スティーヴン・キング作品に魅了されるエイドリアン・ブロディ制作総指揮・主演の「チャペルウェイト 呪われた系譜」

親族の屋敷を相続した父親が、代々受け継いだ呪いから家族を解放するために戦うゴシックホラーの「チャペルウェイト 呪われた系譜」。スティーヴン・キングが大学時代に執筆した短編小説を映像化した本作は、オスカー俳優のエイドリアン・ブロディが制作総指揮と主演を兼任して映像化。キングの作品は全部好きだというブロディに、撮影の裏話を聞いた。

── スティーヴン・キングの作品のどこにひかれますか?

「彼の作品はどれも好きなんだ。スティーヴン・キングが書くホラーは、ただ怖がらせるためだけのストーリーじゃなくて、人間を深く観察していて複雑な心理をよくつかんでいる。ドラマ性がとても強くて、そこが僕は好きなんだ。彼の本はもちろん好きだし、映画やドラマシリーズになったものも全部好きだね。彼みたいな幅広いジャンルで、たくさんの作品を書き続ける作家が存在すること自体に感謝しているんだ」

── ホラー作品ですが、撮影はどんな雰囲気でしたか?

「いろいろなチャレンジがあった。

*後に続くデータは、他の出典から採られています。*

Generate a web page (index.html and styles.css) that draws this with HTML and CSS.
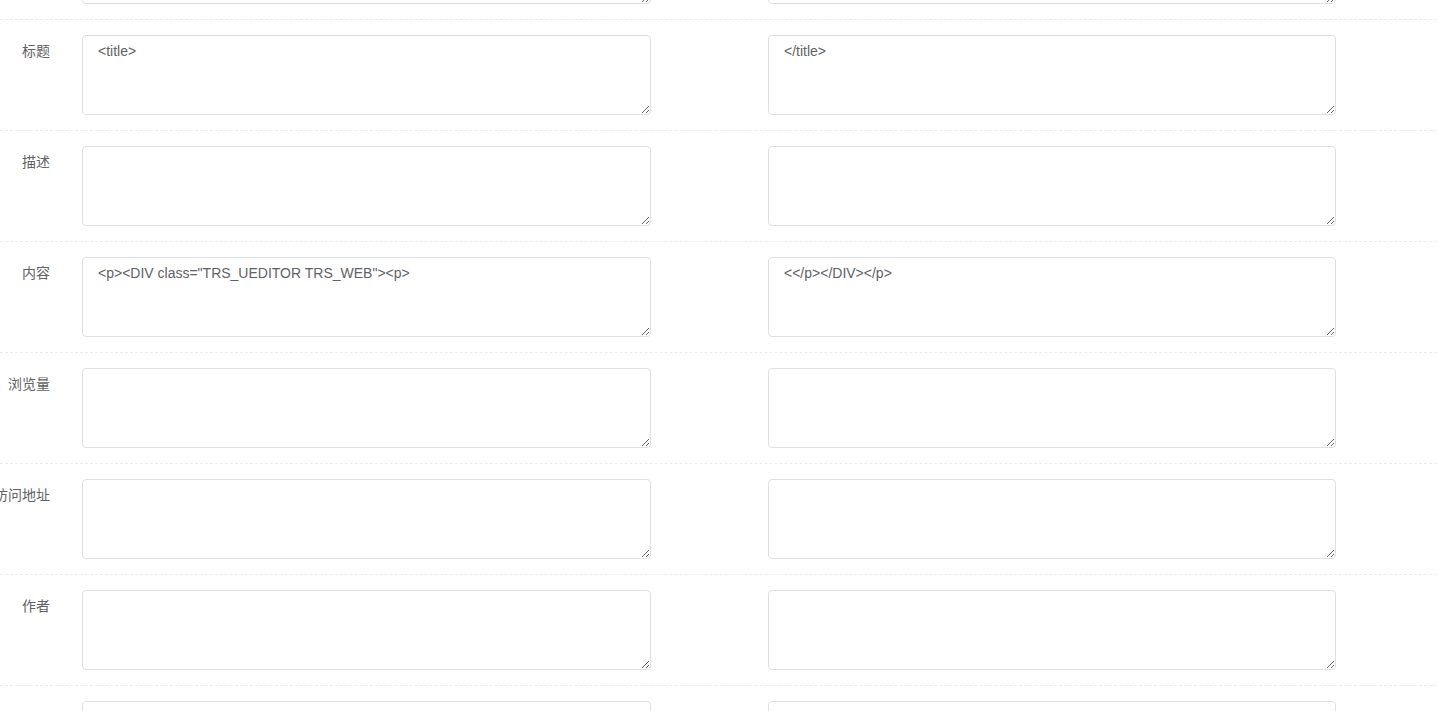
FILE: index.html
```html
<!DOCTYPE html>
<html lang="zh-CN">
<head>
    <meta charset="UTF-8">
    <title>采集规则</title>
    <link rel="stylesheet" href="styles.css">
</head>
<body>

<div class="form">
    <div class="row">
        <label class="label"></label>
        <textarea class="field"></textarea>
        <textarea class="field"></textarea>
    </div>
    <div class="row">
        <label class="label">标题</label>
        <textarea class="field">&lt;title&gt;</textarea>
        <textarea class="field">&lt;/title&gt;</textarea>
    </div>
    <div class="row">
        <label class="label">描述</label>
        <textarea class="field"></textarea>
        <textarea class="field"></textarea>
    </div>
    <div class="row">
        <label class="label">内容</label>
        <textarea class="field">&lt;p&gt;&lt;DIV class="TRS_UEDITOR TRS_WEB"&gt;&lt;p&gt;</textarea>
        <textarea class="field">&lt;&lt;/p&gt;&lt;/DIV&gt;&lt;/p&gt;</textarea>
    </div>
    <div class="row">
        <label class="label">浏览量</label>
        <textarea class="field"></textarea>
        <textarea class="field"></textarea>
    </div>
    <div class="row">
        <label class="label">访问地址</label>
        <textarea class="field"></textarea>
        <textarea class="field"></textarea>
    </div>
    <div class="row">
        <label class="label">作者</label>
        <textarea class="field"></textarea>
        <textarea class="field"></textarea>
    </div>
    <div class="row">
        <label class="label"></label>
        <textarea class="field"></textarea>
        <textarea class="field"></textarea>
    </div>
</div>

</body>
</html>
```

FILE: styles.css
```css
*{
    margin: 0;
    padding: 0;
    box-sizing: border-box;
}
body{
    font-family: "Liberation Sans", "Noto Sans CJK SC", sans-serif;
    color: #606266;
    background-color: #fff;
    overflow: hidden;
}
/* 页面已向下滚动,第一行只露出底边 */
.form{
    margin-top: -91px;
}
.row{
    display: grid;
    grid-template-columns: 50px 569px 568px;
    column-gap: 32px;
    padding: 15px 0;
    border-bottom: 1px dashed #ebebeb;
}
.row .field + .field{
    width: 568px;
    margin-left: 85px;
}
.label{
    display: flex;
    justify-content: flex-end;
    white-space: nowrap;
    font-size: 14px;
    line-height: 32px;
    color: #606266;
}
.field{
    display: block;
    width: 569px;
    height: 80px;
    padding: 6px 15px;
    border: 1px solid #dcdfe6;
    border-radius: 4px;
    font-family: "Liberation Sans", "Noto Sans CJK SC", sans-serif;
    font-size: 14px;
    line-height: 18px;
    color: #606266;
    background-color: #fff;
    outline: none;
}
```
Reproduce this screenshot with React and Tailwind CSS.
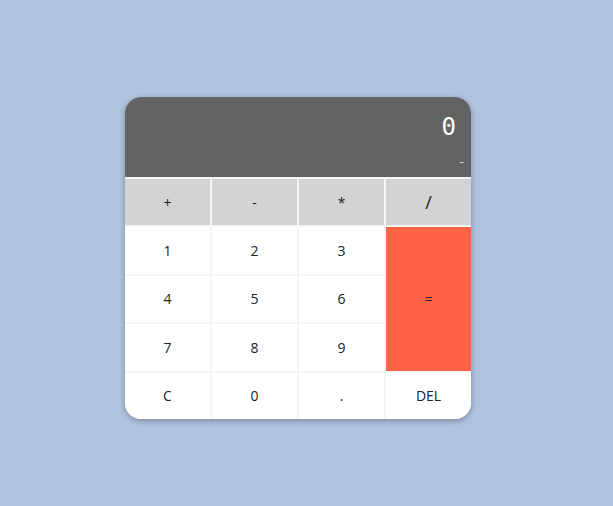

現場にいる人たち全員が協力し合いながらやっていくもので、みんなが頑張ったことによって一つのものが出来上がると理解していた。だから現場は、一致団結の協力精神にあふれていたよ。メークアップ、照明、衣装、ライター、監督、プロデューサー、それに共演者全員が協力して一つ一つのシーンを仕上げていく。みんなそれぞれが自分のやるべきことをやり、周りをサポートするというポジティブな思考を、みんながエンジョイしている感じだった。時には緊張感が充満し、時には笑いが発生し、いろいろなプロセスを通して何かをクリエートするという、充実感がある撮影だった」

── 子役の子どもたちとの共演はいかがでしたか?

「ホラー作品だけど、子どもたちも現実とフィクションの境界線をきちんと把握していて、撮影現場はフィクションの世界だと分かって行動していたよ。みんな非常にプロに徹していて、自分のやるべきことをキチンと理解してくれていた。まあ10歳の子の集中力が大人とは違うのは明白だけどね(笑)。父親役の僕が役の中に入り込んで演技すればするほど、子どもたちもそれぞれの役になりきった迫真の演技でついてくるんだ。子どもたちのナチュラルな感性ってすごいものだから、ごまかせないよね」

── ホラー作品は視聴者を怖がらせますが、あなたが怖いものは何ですか?

「ニュースが怖いよ。今のニュースは恐ろしいものばかりだ。世界中で悲劇が発生していて、毎日怖くて悲しいことが報道されている。アフガニスタンの想像に絶する悲劇と不正義が僕たちの目の前で繰り広げられ、僕たちはその悲劇の目撃者となっている。女性蔑視の現実と、それを何とかしたくても何もできないでいる人たち。そんな環境の中にいる人たちのことを思うと体が震える思いなんだ。自分の生まれた国にいながら、安全は一切保障されず恐怖の中で日々を過ごすなんて、現実の中のホラーだ。映画は、その人生のホラーを再現して擬似体験させてくれる。映画鑑賞は現実逃避になるというけれど、恐怖を擬似体験させてくれる場合もある。人間の苦闘やサバイバルの厳しさ、生活の中で実際に起きているホラーを見せてくれる。それを通して、自分が体験したことがないことを知り、その渦中にいる人たちの体験を身を持って感じ理解することの助けになると思っている」

【プロフィール】

エイドリアン・ブロディ(Adrien Brody)
1973年4月14日生まれ。米・ニューヨーク州出身。2002年の映画「戦場のピアニスト」でアカミデー主演男優賞を受賞。ドラマ出演作に、「ピーキー・ブラインダーズ」(13年~)、「フーディーニ 幻想に生きた魔術師」(14年)など。「キング・オブ・メディア」のシーズン3にも出演。

【番組情報】

「チャペルウェイト 呪われた系譜」(全10話)
12月21日スタート
スターチャンネル1
火曜 午後11:00~深夜0:00ほか(字幕)
※12月19日に第1話先行無料放送 ※21日は~深夜0:15、28日は休止

12月24日スタート
スターチャンネル3
金曜 午後10:00~11:10ほか(吹替)
※12月31日は休止

1850年、捕鯨船の船長だったチャールズ(エイドリアン・ブロディ)は、いとこがメーン州の小さな町に遺した屋敷に子どもと共に移り住む。幼少時のトラウマから幻覚に悩まされているチャールズは、いとこたちのことを調べるうちに、一族のある秘密を知り…。